One of the more memorable scenes in 1993's terrific "The Fugitive" - the tale of a federal marshal pursuing an escaped but innocent convict - was when Harrison Ford's character took a dive off an incredibly tall, manmade waterfall. He did so not only to insure that he wouldn't be captured by Tommy Lee Jones, but also to continue on his quest to prove his innocence and find the real killer.
It was the film's defining moment as it demonstrated how far he'd go and further endeared him with the viewer. There's a somewhat similar scene in "The Hunted," an action thriller where Jones, of all people, pursues an escaped prisoner. Unfortunately, but not altogether surprisingly, it's not remotely as successful either from a defining or character endearing moment.
There are various reasons for that in director William Friedkin's take on David Griffiths & Peter Griffiths ("Collateral Damage") and Art Monterastelli's (making his debut) screenplay. The first is that the material isn't remotely novel as there have been numerous films featuring cracked former soldiers on the loose stories.
Many viewers will likely be reminded of "First Blood" (the initial installment of the "Rambo" series) and Richard Crenna's efforts to find and bring in his renegade but highly resourceful former soldier (Sly Stallone) who's suffering from post traumatic stress (and more recent mistreatment).
Although few have equated any of the "Rambo" movies as deep, the first one's a subterranean well compared to this slipshod effort. An early sequence of ethnic cleansing in Kosovo is all the setup the filmmakers have deemed necessary for the backdrop for Benicio Del Toro's character.
Beyond that, some sparse mumbo-jumbo dialogue and a brief visit to a superfluous mother-daughter character combo, we know next to nothing about his character. Thus, we don't care or worry about him or really even what he might do next. Del Toro ("Traffic," "The Pledge") is a terrific actor, but he can't do much with this thinly conceived and poorly written character, and his performance suffers accordingly.
Friedkin ("Rules of Engagement," "The French Connection") and company don't seem particularly interested in that anyway. Instead, they seem intent on delivering taut and high-octane moments of mano a mano battle scenes between a military instructor and his former student. Or is that father and son?
The film opens with Johnny Cash reading a passage of Bob Dylan's "Highway 61 Revisited" about God telling Abraham to "kill me a son." Yet, little is done with that contrived dynamic and allegorical hooey. In fact, the plot is really just a throwaway device designed to allow the two main characters to participate in a string of fight and cat & mouse sequences.

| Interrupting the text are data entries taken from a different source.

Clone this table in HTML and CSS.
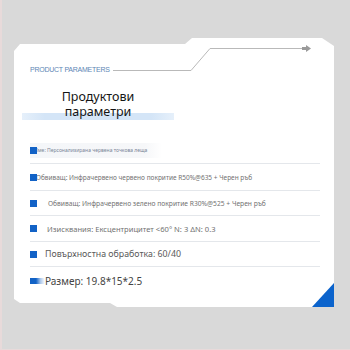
FILE: index.html
```html
<!DOCTYPE html>
<html>
<head>
<meta charset="utf-8">
<link rel="stylesheet" href="styles.css">
</head>
<body>
<div class="frame">
  <div class="card">
    <div class="top-line"></div>
    <svg class="deco" width="320" height="40" viewBox="0 0 320 40">
      <polyline points="99,32.5 177,32.5 196,10.5 289,10.5" fill="none" stroke="#b9b9b9" stroke-width="1"/>
      <rect x="288" y="9" width="5" height="3" fill="#9a9a9a"/>
      <polygon points="292,7 297,10.5 292,14" fill="#9a9a9a"/>
    </svg>
    <div class="label">PRODUCT PARAMETERS</div>
    <div class="title">Продуктови<br>параметри</div>
    <div class="rows">
      <div class="row r1"><span class="sq"></span><span class="t t1">Име: Персонализирана червена точкова леща</span></div>
      <div class="row r2"><span class="sq"></span><span class="t t2">Обвиващ: Инфрачервено червено покритие R50%@635 + Черен ръб</span></div>
      <div class="row r3"><span class="sq"></span><span class="t t3">Обвиващ: Инфрачервено зелено покритие R30%@525 + Черен ръб</span></div>
      <div class="row r4"><span class="sq"></span><span class="t t4">Изисквания: Ексцентрицитет &lt;60° N: 3 ΔN: 0.3</span></div>
      <div class="row r5"><span class="sq"></span><span class="t t5">Повърхностна обработка: 60/40</span></div>
      <div class="row r6"><span class="sq sq6"></span><span class="t t6">Размер: 19.8*15*2.5</span></div>
    </div>
    <div class="corner"></div>
  </div>
</div>
</body>
</html>
```

FILE: styles.css
```css
html, body {
  margin: 0;
  padding: 0;
}
body {
  width: 350px;
  height: 350px;
  background: #d9d9d9;
  overflow: hidden;
}
.frame {
  width: 350px;
  height: 350px;
  box-sizing: border-box;
  border-left: 2px solid #e8dada;
  border-bottom: 1px solid #e8dada;
  padding: 38px 0 0 12px;
}
.card {
  position: relative;
  width: 320px;
  height: 269px;
  box-sizing: border-box;
  background: #ffffff;
  padding: 0 14px 0 16px;
  font-family: "Noto Sans", "Open Sans", sans-serif;
  clip-path: polygon(0 13px, 6px 6px, 171px 6px, 178px 0, 308px 0, 320px 8px, 320px 269px, 103px 269px, 96px 265px, 6px 265px, 0 261px);
}
.top-line {
  position: absolute;
  left: 18px;
  top: 4px;
  width: 153px;
  height: 2px;
  background: #2f6fc0;
}
.deco {
  position: absolute;
  left: 0;
  top: 0;
}
.label {
  padding-top: 28px;
  height: 8px;
  line-height: 8px;
  font-family: "Liberation Sans", Arial, sans-serif;
  font-size: 7px;
  letter-spacing: -0.25px;
  color: #5d86b5;
}
.title {
  margin: 16px 0 0 -8px;
  width: 152px;
  height: 30px;
  text-align: center;
  font-size: 12.5px;
  line-height: 14.5px;
  color: #151515;
  background: linear-gradient(90deg, rgba(205,225,246,0.5) 0%, #d4e5f7 15%, #d4e5f7 85%, rgba(205,225,246,0.5) 100%) bottom / 100% 7px no-repeat;
}
.rows {
  margin-top: 17px;
}
.row {
  display: flex;
  align-items: center;
  border-bottom: 1px solid #e4e7eb;
  white-space: nowrap;
}
.r1 { height: 26px; background: linear-gradient(90deg, #f4f6f9 0, #f6f7f9 115px, rgba(255,255,255,0) 132px) 0 50% / 100% 15px no-repeat; }
.r2 { height: 26px; }
.r3 { height: 24px; }
.r4 { height: 25px; }
.r5 { height: 24px; }
.r6 { height: 27px; border-bottom: none; }
.sq {
  flex: none;
  width: 7px;
  height: 7px;
  background: #1262c6;
  position: relative;
  z-index: 1;
}
.sq6 {
  width: 15px;
  height: 6px;
  background: linear-gradient(90deg, #1262c6 0, #1262c6 40%, rgba(18,98,198,0.35) 70%, rgba(18,98,198,0) 100%);
}
.t {
  color: #727272;
}
.t1 {
  font-size: 5px;
  margin-left: -3px;
  color: #7a8597;
}
.t2 {
  font-size: 6.5px;
  margin-left: -1px;
}
.t3 {
  font-size: 6.7px;
  margin-left: 11px;
}
.t4 {
  font-size: 7.6px;
  margin-left: 10px;
}
.t5 {
  font-size: 8.8px;
  margin-left: 8px;
  color: #5a5a5a;
}
.t6 {
  font-size: 10px;
  margin-left: 0;
  color: #444;
}
.corner {
  position: absolute;
  right: 0;
  bottom: 0;
  width: 22px;
  height: 24px;
  background: #0b63cc;
  clip-path: polygon(100% 0, 100% 100%, 0 100%);
}
```
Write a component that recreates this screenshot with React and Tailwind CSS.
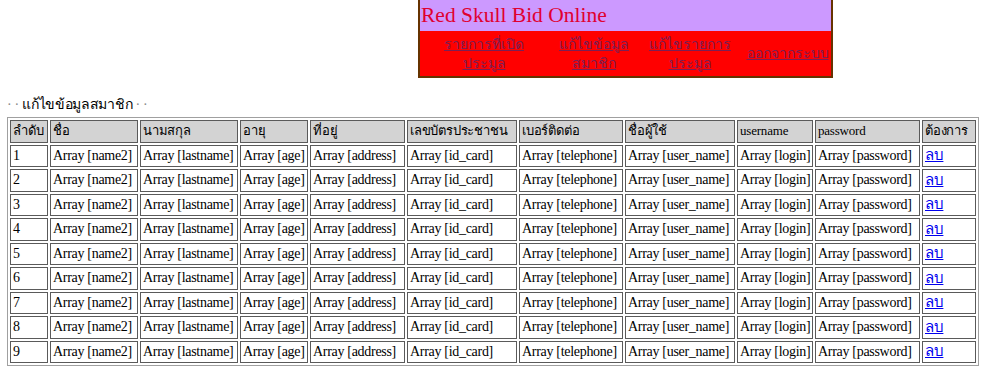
import React from "react";

const columns = [
  { label: "ลำดับ", w: "w-[38px]" },
  { label: "ชื่อ", w: "w-[88px]" },
  { label: "นามสกุล", w: "w-[98px]" },
  { label: "อายุ", w: "w-[68px]" },
  { label: "ที่อยู่", w: "w-[95px]" },
  { label: "เลขบัตรประชาชน", w: "w-[110px]" },
  { label: "เบอร์ติดต่อ", w: "w-[104px]" },
  { label: "ชื่อผู้ใช้", w: "w-[110px]" },
  { label: "username", w: "w-[76px]" },
  { label: "password", w: "w-[105px]" },
  { label: "ต้องการ", w: "w-[54px]" },
];

const fields = [
  "Array [name2]",
  "Array [lastname]",
  "Array [age]",
  "Array [address]",
  "Array [id_card]",
  "Array [telephone]",
  "Array [user_name]",
  "Array [login]",
  "Array [password]",
];

const navLinks = [
  { lines: ["รายการที่เปิด", "ประมูล"], w: "w-[128px]" },
  { lines: ["แก้ไขข้อมูล", "สมาชิก"], w: "w-[92px]" },
  { lines: ["แก้ไขรายการ", "ประมูล"], w: "w-[100px]" },
  { lines: ["ออกจากระบบ"], w: "w-[95px]" },
];

const cell =
  "h-[22.5px] border border-[#5a5a5a] px-[2px] py-0 text-left align-middle leading-[18px] whitespace-nowrap overflow-hidden";

const App = () => {
  return (
    <div className="min-h-[381px] bg-white font-['Liberation_Serif',serif] text-[14px] tracking-[-0.3px] text-black">
      <div className="ml-[418px] w-[415px] border-2 border-t-0 border-[#663300]">
        <div className="h-[31px] bg-[#cc99ff] pl-[1px] text-[21.5px] leading-[31px] tracking-normal text-[#e00030]">
          Red Skull Bid Online
        </div>
        <div className="flex h-[45px] items-center bg-[#ff0000] text-[14px] tracking-normal">
          {navLinks.map((n, i) => (
            <div key={i} className={`${n.w} shrink-0 text-center leading-[19px]`}>
              <a href="#" className="text-[#7a1f55] underline">
                {n.lines.map((l, j) => (
                  <div key={j}>{l}</div>
                ))}
              </a>
            </div>
          ))}
        </div>
      </div>

      <div className="mt-[17px] ml-[7px] text-[14px] leading-[20px]">
        <span className="text-[#888]">· · </span>แก้ไขข้อมูลสมาชิก
        <span className="text-[#888]"> · ·</span>
      </div>

      <table className="mt-[2px] ml-[7px] w-[970px] table-fixed border-separate border-spacing-[2px] border border-[#a0a0a0]">
        <thead>
          <tr>
            {columns.map((c) => (
              <th
                key={c.label}
                className={`${cell} ${c.w} bg-[#d3d3d3] text-[13px] font-normal tracking-[-0.2px]`}
              >
                {c.label}
              </th>
            ))}
          </tr>
        </thead>
        <tbody>
          {Array.from({ length: 9 }, (_, r) => (
            <tr key={r}>
              <td className={cell}>{r + 1}</td>
              {fields.map((f) => (
                <td key={f} className={cell}>
                  {f}
                </td>
              ))}
              <td className={cell}>
                <a href="#" className="text-[15px] text-[#0000ee] underline">
                  ลบ
                </a>
              </td>
            </tr>
          ))}
        </tbody>
      </table>
    </div>
  );
};

export default App;
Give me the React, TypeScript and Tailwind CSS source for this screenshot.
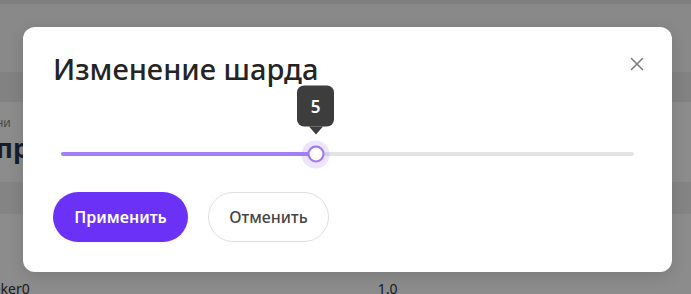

That would have been okay and the stilted dialogue, gaping plot holes, unbelievable moments and unanswered questions somewhat forgivable if the resultant action was top-notch, but it's not. The editing and temporal continuity within and between scenes is atrocious and the logic is terribly flawed.
While we're led to believe that Del Toro's character is highly resourceful, he moves around from locale to locale in a way that would make even Superman envious. He's not alone in that regard, however, as 56-year-old Tommy Lee Jones ("Space Cowboys," the "Men in Black" films) manages to belie his age and the laws of physics time and again during the pursuit. If that weren't bad enough, he's playing the same sort of character he's done countless times before and it's starting to get old, even if his character doesn't recognize that.
That, and Friedkin's inability to build momentum and suspense in the action and chase scenes (which is surprising considering his past track record at doing just that) results in this being a boring action picture. Since that's its only saleable attribute, the film comes off as a lame mess, even in the highly touted knife battle scenes.
While it's really just a two person show, Connie Nielsen ("One Hour Photo," "Gladiator") appears as the token female supporting character in a role that would have gone to Annette Bening a few years back. Meanwhile, Leslie Stefanson ("Unbreakable," "Beautiful") and Jenna Boyd (making her feature film debut) appear in an isolated sequence that feels out of place and does nothing for the movie.
Filled with too much ineffective symbolism and a myriad of other debilitating problems, "The Hunted" retreads familiar material but does absolutely nothing new, interesting, unexpected or memorable with any of it. While it thankfully avoids some late in the battle and resolution contrivances (that I feared would appear due to everything else that's wrong with the effort), it nevertheless rates as only a generous 3 out of 10.